I was left unsure whether John Lanchester thought that the banning of the computer game Manhunt 2 by the British Board of Film Classification was a good thing. It had, he writes, ‘probably headed off a moral panic’ (LRB, 19 July). Should we take this to mean that we’d all be better off if we didn’t have to live through so many moral panics? At the other end of his ‘Short Cuts’, when he reports on another computer game which has bullying in a school as its theme, Lanchester seems more hospitable to the prospect of a moral panic, since ‘there’s nothing funny or clever about the idea of bullying as the basis of a video game.’ But there’s nothing funny or clever about the unrestrained sadism involved in Manhunt 2, or the large number of similar games.

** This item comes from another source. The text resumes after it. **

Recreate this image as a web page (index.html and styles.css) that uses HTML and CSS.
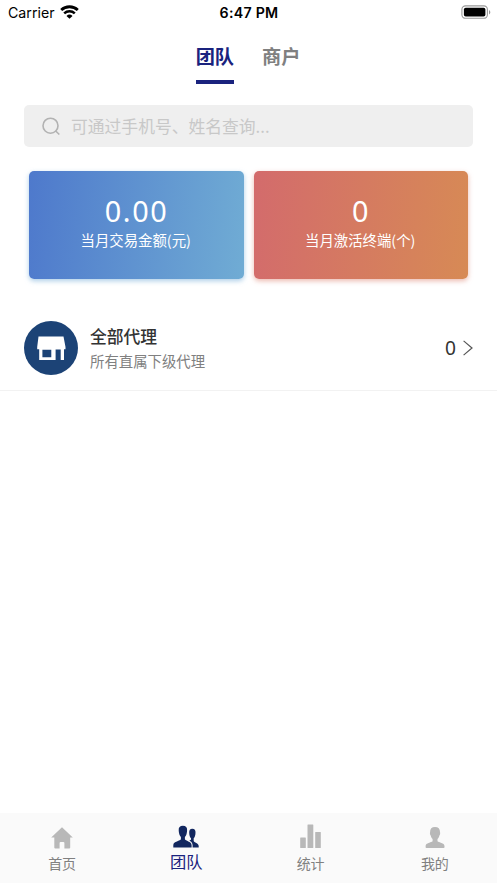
FILE: index.html
```html
<!DOCTYPE html>
<html lang="zh-CN">
<head>
<meta charset="utf-8">
<title>团队</title>
<link rel="stylesheet" href="styles.css">
</head>
<body>
<div class="app">
  <header class="status">
    <div class="carrier"><span>Carrier</span>
      <svg width="19" height="14" viewBox="0 0 19 14"><path d="M1.2 5.1a12 12 0 0 1 16.6 0" fill="none" stroke="#000" stroke-width="2.8"/><path d="M4.2 8.3a7.7 7.7 0 0 1 10.6 0" fill="none" stroke="#000" stroke-width="2.5"/><path d="M6.5 10.9a4.4 4.4 0 0 1 6 0L9.5 13.8z"/></svg>
    </div>
    <time class="clock">6:47 PM</time>
    <svg class="battery" width="30" height="14" viewBox="0 0 30 14"><rect x=".9" y=".9" width="25.5" height="12.4" rx="3.6" fill="none" stroke="#999" stroke-width="1.1"/><rect x="2.9" y="2.8" width="21.5" height="8.7" rx="1.8"/><path d="M28 5v4.4c1.8-.8 1.8-3.600 0-4.400z" fill="#999"/></svg>
  </header>
  <nav class="tabs">
    <div class="tab active">团队</div>
    <div class="tab">商户</div>
  </nav>
  <main>
    <div class="search">
      <svg width="19" height="19" viewBox="0 0 19 19" fill="none" stroke="#b2b2b2" stroke-width="1.6"><circle cx="8.500" cy="8.700" r="7.500"/><path d="M13.500 13.800l3.800 3.700"/></svg>
      <span>可通过手机号、姓名查询...</span>
    </div>
    <section class="cards">
      <div class="card blue"><div class="value">0.00</div><div class="label">当月交易金额(元)</div></div>
      <div class="card red"><div class="value">0</div><div class="label">当月激活终端(个)</div></div>
    </section>
    <section class="row">
      <svg class="shop" width="54" height="54" viewBox="0 0 54 54"><circle cx="27" cy="27" r="27" fill="#1c4376"/><path d="M14.500 15.500h25l2 10.500v2.300H40V39H36.700V28.500H31.600V39H15.200V28.300H13.200V26zM18.400 28.700v7.500h8.900v-7.500z" fill="#fff" fill-rule="evenodd"/></svg>
      <div class="info"><div class="title">全部代理</div><div class="subtitle">所有直属下级代理</div></div>
      <span class="count">0</span>
      <svg width="10" height="16" viewBox="0 0 10 16" fill="none" stroke="#555" stroke-width="1.2"><path d="M.6.900L9 8 .6 15.100"/></svg>
    </section>
  </main>
  <footer class="bottom">
    <div class="item"><svg width="26" height="26" viewBox="0 0 26 26"><path d="M13 4.200L23.800 14.500H21.200V24.500q0 1-1 1H15.400V20q0-1-1-1h-2.800q-1 0-1 1v5.500H6.300q-1 0-1-1V14.500H2.200z"/></svg><span>首页</span></div>
    <div class="item active"><svg width="26" height="26" viewBox="0 0 26 26"><path d="M9.900 2.800c3 0 4.400 1.700 4.200 4.500q-.1 4.700-2.200 6.600v2.400c.3 1.700 6.700 2 6.700 5.900v2.300H.3v-2.300C.3 18.300 7.600 18 7.900 16.300v-2.400Q5.800 12 5.700 7.300C5.500 4.500 7 2.800 9.900 2.800z"/><path d="M19.300 5.800c2.300 0 3.400 1.500 3.200 4-.1 3.200-.8 4.500-1.800 5.500v2.600c.3 1.600 5 2 5 5.100v1.500H19.600v-2.300c0-2.700-2-4-3.300-4.700 1-.5 1.700-.7 1.700-1.300v-.9c-1-1-1.700-2.400-1.800-5.500-.1-2.500.8-4 3.100-4z"/></svg><span>团队</span></div>
    <div class="item"><svg width="26" height="26" viewBox="0 0 26 26"><rect x="2.200" y="14.500" width="5.600" height="10.500" rx=".5"/><rect x="9.500" y="1.500" width="5.800" height="23.500" rx=".5"/><rect x="17.200" y="9" width="5.600" height="16" rx=".5"/></svg><span>统计</span></div>
    <div class="item"><svg width="26" height="26" viewBox="0 0 26 26"><path d="M13 4c3.300 0 5.100 1.900 5 5 .5 2-.1 3-.6 3.400-.4 1.900-1.200 3-1.900 3.700v2.100c1.200 1.400 7 1.300 7 5v1.100q0 .8-.8.8H4.400q-.8 0-.8-.8v-1.100c0-3.700 5.800-3.600 7-5v-2.100c-.7-.7-1.500-1.800-1.900-3.700-.5-.4-1.100-1.400-.6-3.400-.1-3.100 1.600-5 4.900-5z"/></svg><span>我的</span></div>
  </footer>
</div>
</body>
</html>
```
FILE: styles.css
```css
* { box-sizing: border-box; }
body { margin: 0; background: #fff; font-family: "Noto Sans CJK SC", sans-serif; }
svg { display: block; flex: none; }
.app { height: 883px; display: flex; flex-direction: column; }
.status { height: 26px; display: grid; grid-template-columns: 1fr auto 1fr; align-items: center; padding: 0 7px 0 8px; font: 14.2px/26px Inter, sans-serif; color: #000; }
.carrier { display: flex; align-items: center; gap: 5px; }
.carrier svg { margin-bottom: 3px; }
.clock { font-weight: 600; letter-spacing: .25px; }
.battery { justify-self: end; margin: 0 -1px 2px 0; }
.tabs { height: 58px; display: flex; justify-content: center; gap: 28px; margin-right: 1px; }
.tab { height: 58px; padding-top: 16px; border-bottom: 4px solid transparent; font-size: 19.2px; font-weight: 700; line-height: 28px; color: #808080; }
.tab.active { color: #1a237e; border-color: #1a237e; }
main { flex: 1; }
.search { margin: 21px 24px 0; height: 42px; padding-left: 18px; display: flex; align-items: center; gap: 10px; background: #efefef; border-radius: 5px; font-size: 16.8px; line-height: 42px; color: #c8c8c8; }
.cards { display: flex; gap: 10px; margin: 24px 29px 0; }
.card { flex: 1; height: 108px; border-radius: 5px; color: #fff; text-align: center; padding-top: 20px; }
.blue { background: linear-gradient(96deg, #4e79cc, #70acd4); box-shadow: 0 2px 5px #77add899; }
.red { background: linear-gradient(96deg, #d36b6c, #d78a55); box-shadow: 0 2px 5px #df8c7c99; }
.value { font-family: "Noto Sans", sans-serif; font-size: 28.8px; line-height: 40px; letter-spacing: 1.6px; margin-right: -.6px; }
.label { font-size: 14.4px; line-height: 20px; margin: -1px 1px 0 0; }
.row { height: 86px; margin-top: 26px; padding: 0 24px; display: flex; align-items: center; border-bottom: 1px solid #f2f2f2; }
.shop { margin-top: 1px; }
.info { flex: 1; margin-left: 12px; padding-top: 2px; }
.title { font-size: 16.8px; line-height: 25px; font-weight: 500; color: #333; }
.subtitle { font-size: 14.4px; line-height: 24px; color: #808080; }
.count { font-family: "Noto Sans", sans-serif; font-size: 19.2px; line-height: 28px; color: #333; margin-right: 7px; }
.bottom { height: 70px; display: grid; grid-template-columns: repeat(4, 1fr); background: #fafafa; }
.item { display: flex; flex-direction: column; align-items: center; padding-top: 10px; font-size: 14px; line-height: 24px; color: #808080; }
.item svg { fill: #b8b8b8; }
.item span { margin-top: 2px; }
.item.active { color: #1a237e; font-size: 16.3px; }
.item.active svg { fill: #12275f; }
.item.active span { margin-top: 0; }
```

The objection to moral panics, subsumed as it invariably is in a much wider objection to the baser elements in the media that adopt and foment them, is that they reduce serious behavioural issues to banner headlines. The issue where violent computer games are concerned is what connections there might be between virtual and real behaviour. What we’ve yet to hear in the current context is the argument long ago advanced in defence of pornography, that if you get your kicks in the virtual dimension you won’t be going out looking for them in the real one. I wonder if that’s an argument Lanchester would hold to.